>> Start Stored data
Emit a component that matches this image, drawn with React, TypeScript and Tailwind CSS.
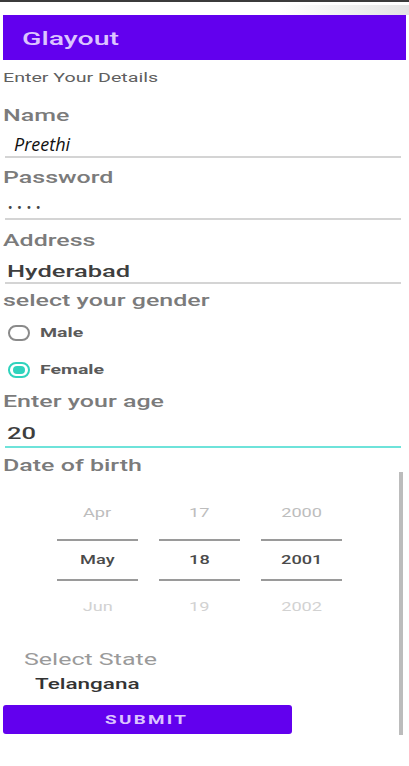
import React from "react";

const S = "inline-block origin-left whitespace-nowrap";
const SC = "inline-block origin-center whitespace-nowrap";

function Label({ text, h = "h-[40px]" }: { text: string; h?: string }) {
  return (
    <div className={`${h} flex items-center`}>
      <span className={`${S} scale-x-[1.47] text-[17px] font-medium text-[#7b7b7b]`}>{text}</span>
    </div>
  );
}

function Picker() {
  const cols = [
    ["Apr", "May", "Jun"],
    ["17", "18", "19"],
    ["2000", "2001", "2002"],
  ];
  return (
    <div className="flex gap-[21px] pl-[57px]">
      {cols.map((c, i) => (
        <div key={i} className="w-[81px] flex flex-col">
          <div className="h-[55px] pt-[2px] flex items-center justify-center">
            <span className={`${SC} scale-x-[1.4] text-[13px] text-[#bdbdbd]`}>{c[0]}</span>
          </div>
          <div className="h-[2px] bg-[#9a9a9a]" />
          <div className="h-[38px] flex items-center justify-center">
            <span className={`${SC} scale-x-[1.4] text-[13px] font-medium text-[#4a4a4a]`}>{c[1]}</span>
          </div>
          <div className="h-[2px] bg-[#9a9a9a]" />
          <div className="h-[52px] flex items-center justify-center">
            <span className={`${SC} scale-x-[1.4] text-[13px] text-[#d2d2d2]`}>{c[2]}</span>
          </div>
        </div>
      ))}
    </div>
  );
}

export default function App() {
  return (
    <div className="relative w-[409px] h-[766px] bg-white overflow-hidden font-[Roboto,sans-serif]">
      <div className="h-[2px] bg-[#3b3b3b]" />
      <div className="h-[13px] flex justify-end">
        <div className="w-[130px] h-[10px] mt-[3px] bg-gradient-to-r from-white to-[#e4e4e4]" />
      </div>
      <header className="mx-[3px] h-[45px] bg-[#6200ee] flex items-center pl-[19px] pt-[3px]">
        <span className={`${S} scale-x-[1.5] text-[19px] font-medium text-[#dcc4ff]`}>Glayout</span>
      </header>
      <div className="h-[36px] flex items-center px-[3px]">
        <span className={`${S} scale-x-[1.57] text-[12.5px] text-[#606060]`}>Enter Your Details</span>
      </div>

      <div className="pl-[3px] pr-[8px]">
        <Label text="Name" />
        <div className="h-[22px] ml-[2px] border-b-2 border-[#d4d4d4] flex items-center pl-[9px]">
          <span className="text-[18px] italic text-[#111] font-['Open_Sans',sans-serif] -mt-[4px]">Preethi</span>
        </div>

        <Label text="Password" />
        <div className="h-[22px] ml-[2px] border-b-2 border-[#d4d4d4] flex items-center pl-[3px]">
          <span className="text-[12px] font-bold text-[#444] tracking-[5px] -mt-[1px]">••••</span>
        </div>

        <Label text="Address" h="h-[42px]" />
        <div className="h-[22px] ml-[2px] border-b-2 border-[#d4d4d4] flex items-center pl-[2px]">
          <span className={`${S} scale-x-[1.5] text-[17px] font-medium text-[#3e3e3e]`}>Hyderabad</span>
        </div>

        <Label text="select your gender" h="h-[34px]" />
        <div className="h-[30px] flex items-center gap-[10px] pl-[5px]">
          <div className="w-[22px] h-[16px] rounded-full border-2 border-[#8a8a8a]" />
          <span className={`${S} scale-x-[1.5] text-[13px] font-bold text-[#5a5a5a]`}>Male</span>
        </div>
        <div className="h-[44px] flex items-center gap-[10px] pl-[5px]">
          <div className="w-[22px] h-[16px] rounded-full border-2 border-[#2fd3bd] flex items-center justify-center">
            <div className="w-[12px] h-[8px] rounded-full bg-[#2fd3bd]" />
          </div>
          <span className={`${S} scale-x-[1.5] text-[13px] font-bold text-[#5a5a5a]`}>Female</span>
        </div>

        <Label text="Enter your age" h="h-[20px]" />
        <div className="h-[36px] pt-[10px] ml-[2px] border-b-2 border-[#6ee3da] flex items-center pl-[2px]">
          <span className={`${S} scale-x-[1.5] text-[17px] font-medium text-[#3e3e3e]`}>20</span>
        </div>

        <Label text="Date of birth" h="h-[36px]" />
      </div>

      <Picker />

      <div className="pl-[24px] mt-[17px] h-[20px] flex items-center">
        <span className={`${S} scale-x-[1.47] text-[17px] text-[#9a9a9a]`}>Select State</span>
      </div>
      <div className="pl-[35px] mt-[4px] h-[20px] flex items-center">
        <span className={`${S} scale-x-[1.5] text-[15px] font-medium text-[#333]`}>Telangana</span>
      </div>
      <div className="ml-[3px] mt-[11px] w-[289px] h-[29px] rounded-[3px] bg-[#6200ee] flex items-center justify-center pr-[2px]">
        <span className={`${SC} scale-x-[1.45] text-[13px] font-bold tracking-[0.12em] text-[#dcc4ff]`}>SUBMIT</span>
      </div>

      <div className="absolute left-[399px] top-[472px] w-[4px] h-[263px] bg-[#bcbcbc]" />
    </div>
  );
}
>> End Stored data
**What you are asked to do**
Which lines hold the word "React"? Copy every one of them.

**Result for this task**
Emit a component that matches this image, drawn with React, TypeScript and Tailwind CSS.
import React from "react";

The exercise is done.